Aug 1, 2016
Zardoz (1974) (part 11 of 15)
Okay, about here is where I accepted that I’m just going to be completely lost for the rest of the movie. It’s still nighttime, and some of the Renegades come through a clearing. There’s lots of shouting and laughter, and we see some of the Apathetics throwing fruit at each other. Then the Renegades march past a naked Apathetic couple having sex on the lawn [!].
The woman, riding on top of the guy, stops and tugs the lead Renegade’s arm. “It’s a miracle!” she says. “We’re Apathetics!” Oh God, my head is hurting. The lead Renegade, by the way, is wearing a top hat and carrying a safety flare [!]. He’s being followed by a guy in a Dracula cape [!] and another guy with his face painted white [!]. Also among them is an unidentified person in a old bridal outfit [!], a Turn of the Century lace doily number, with the face completely covered by a veil.

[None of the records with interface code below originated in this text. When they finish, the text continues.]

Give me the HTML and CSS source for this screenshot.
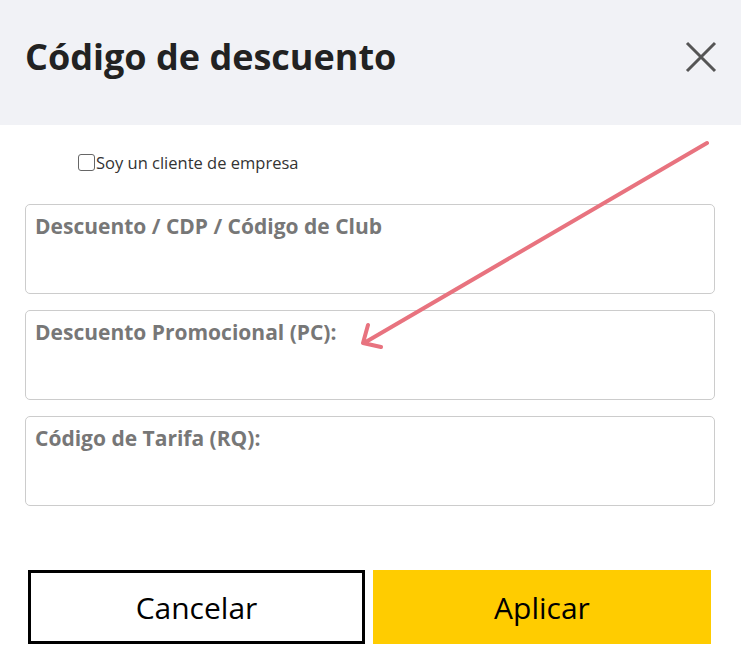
FILE: index.html
```html
<!DOCTYPE html>
<html lang="es">
<head>
<meta charset="utf-8">
<title>Código de descuento</title>
<link rel="stylesheet" href="styles.css">
</head>
<body>
<div class="modal">
  <header class="modal-header">
    <h1 class="modal-title">Código de descuento</h1>
    <button class="close-btn" aria-label="Cerrar">
      <svg width="32" height="32" viewBox="0 0 32 32"><path d="M2 2 L30 30 M30 2 L2 30" stroke="#555" stroke-width="3" fill="none"/></svg>
    </button>
  </header>
  <div class="modal-body">
    <label class="check-row"><span class="checkbox"></span>Soy un cliente de empresa</label>
    <div class="field"><span class="field-label">Descuento / CDP / Código de Club</span></div>
    <div class="field"><span class="field-label">Descuento Promocional (PC):</span></div>
    <div class="field"><span class="field-label">Código de Tarifa (RQ):</span></div>
  </div>
  <footer class="modal-footer">
    <button class="btn btn-cancel">Cancelar</button>
    <button class="btn btn-apply">Aplicar</button>
  </footer>
  <svg class="annot-arrow" width="741" height="669" viewBox="0 0 741 669">
    <path d="M707 143 L364 343 M368 325 L363 343 L381 347" stroke="#e8737f" stroke-width="4" stroke-linecap="round" stroke-linejoin="round" fill="none"/>
  </svg>
</div>
</body>
</html>
```
FILE: styles.css
```css
* { box-sizing: border-box; }
html, body { margin: 0; padding: 0; background: #fff; }
body { font-family: "Open Sans", "Noto Sans", sans-serif; color: #222; }
.modal { position: relative; width: 741px; height: 669px; overflow: hidden; }
.modal-header {
  height: 125px;
  background: #f1f2f6;
  display: flex;
  align-items: center;
  justify-content: space-between;
  padding: 0 24px 12px 25px;
}
.modal-title { margin: 0; font-size: 36px; font-weight: 700; color: #222; letter-spacing: 0; line-height: 1.2; }
.close-btn { background: none; border: 0; padding: 0; width: 32px; height: 32px; display: flex; }
.modal-body { padding: 28px 26px 0 25px; display: flex; flex-direction: column; gap: 16px; }
.check-row {
  display: flex; align-items: center;
  margin-left: 53px;
  font-size: 16.5px; color: #333;
  height: 18px;
  margin-bottom: 17px;
}
.checkbox {
  width: 17px; height: 17px;
  border: 1.5px solid #666; border-radius: 3px;
  background: #fff;
  margin-right: 1px;
}
.field {
  height: 90px;
  border: 1px solid #ccc;
  border-radius: 5px;
  padding: 7px 9px;
}
.field-label { font-size: 21px; font-weight: 700; color: #777; }
.modal-footer { display: flex; gap: 8px; padding: 64px 0 0 28px; }
.btn {
  height: 74px;
  font-family: "Open Sans", sans-serif; font-size: 30px; color: #000;
  border: 0; cursor: pointer; padding: 0;
}
.btn-cancel { width: 337px; background: #fff; border: 3px solid #000; }
.btn-apply { width: 338px; background: #ffcc00; }
.annot-arrow { position: absolute; left: 0; top: 0; pointer-events: none; }
```
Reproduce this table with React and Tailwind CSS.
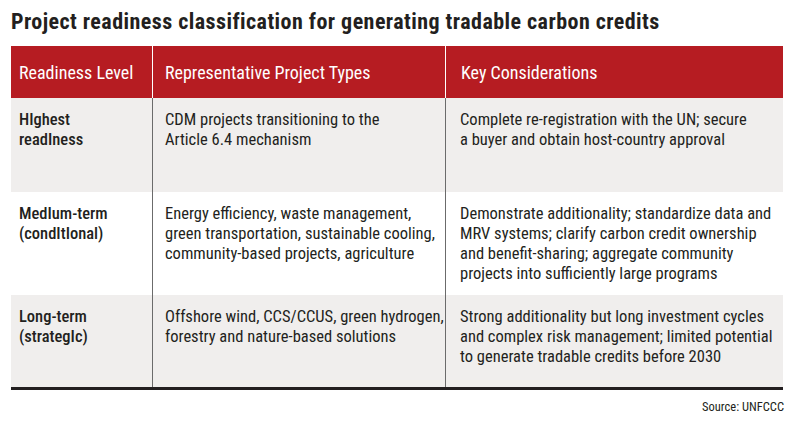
const rows = [
  {
    level: ['HIghest', 'readIness'],
    types: ['CDM projects transitioning to the', 'Article 6.4 mechanism'],
    notes: ['Complete re-registration with the UN; secure', 'a buyer and obtain host-country approval'],
    bg: 'bg-[#f0eeed]',
    h: 'h-[94px]',
  },
  {
    level: ['MedIum-term', '(condItIonal)'],
    types: [
      'Energy efficiency, waste management,',
      'green transportation, sustainable cooling,',
      'community-based projects, agriculture',
    ],
    notes: [
      'Demonstrate additionality; standardize data and',
      'MRV systems; clarify carbon credit ownership',
      'and benefit-sharing; aggregate community',
      'projects into sufficiently large programs',
    ],
    bg: 'bg-white',
    h: 'h-[103px]',
  },
  {
    level: ['Long-term', '(strategIc)'],
    types: ['Offshore wind, CCS/CCUS, green hydrogen,', 'forestry and nature-based solutions'],
    notes: [
      'Strong additionality but long investment cycles',
      'and complex risk management; limited potential',
      'to generate tradable credits before 2030',
    ],
    bg: 'bg-[#f0eeed]',
    h: 'h-[92px]',
  },
];

function Lines({ items }) {
  return items.map((l) => (
    <div key={l} className="whitespace-nowrap">
      {l}
    </div>
  ));
}

export default function App() {
  return (
    <div className="w-[795px] h-[421px] bg-white px-[11px] pt-[8px] font-['Roboto',sans-serif] font-stretch-condensed text-[#231f20]">
      <h1 className="text-[22px] leading-[28px] font-bold tracking-[0.45px] whitespace-nowrap">
        Project readiness classification for generating tradable carbon credits
      </h1>

      <div className="mt-[10px] w-[772px] border-b-[3px] border-[#231f20]">
        <div className="grid grid-cols-[141px_293px_338px] h-[52px] bg-[#b61c22] text-white text-[18px]">
          <div className="flex items-center pl-2">Readiness Level</div>
          <div className="flex items-center pl-3 border-l border-white">Representative Project Types</div>
          <div className="flex items-center pl-[15px] border-l border-white">Key Considerations</div>
        </div>

        {rows.map((row, i) => (
          <div key={i} className={`grid grid-cols-[141px_293px_338px] ${row.h} ${row.bg} text-[16.5px] leading-[20px]`}>
            <div className="pl-2 pt-[12px] font-medium">
              <Lines items={row.level} />
            </div>
            <div className="pl-3 pt-[12px] border-l border-[#6b6b6b]">
              <Lines items={row.types} />
            </div>
            <div className="pl-[14px] pt-[12px] border-l border-[#6b6b6b]">
              <Lines items={row.notes} />
            </div>
          </div>
        ))}
      </div>

      <div className="mt-[9px] text-right text-[12.5px] leading-4">Source: UNFCCC</div>
    </div>
  );
}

“Tell us how, please!” Top Hat Guy cries. “We want some too!” Oh, I bet he wants some. Dracula and Bridal Outfit then come across a very naked Apathetic Chick getting ridden by Purple Chef Hat Guy. Helpfully, they’ve both left their chef hats on, but nothing else. “We started chasing the Brutal,” Apathetic Chick explains. “We got excited!” Yeah, we gathered.
She further explains, “We saw someone! We thought it was him!” Purple Chef Hat looks up and says, “It wasn’t! But we killed him anyway!” And I might end up saying this a lot for the rest of the recap, but please don’t feel bad if you’re lost. You’re not the only one.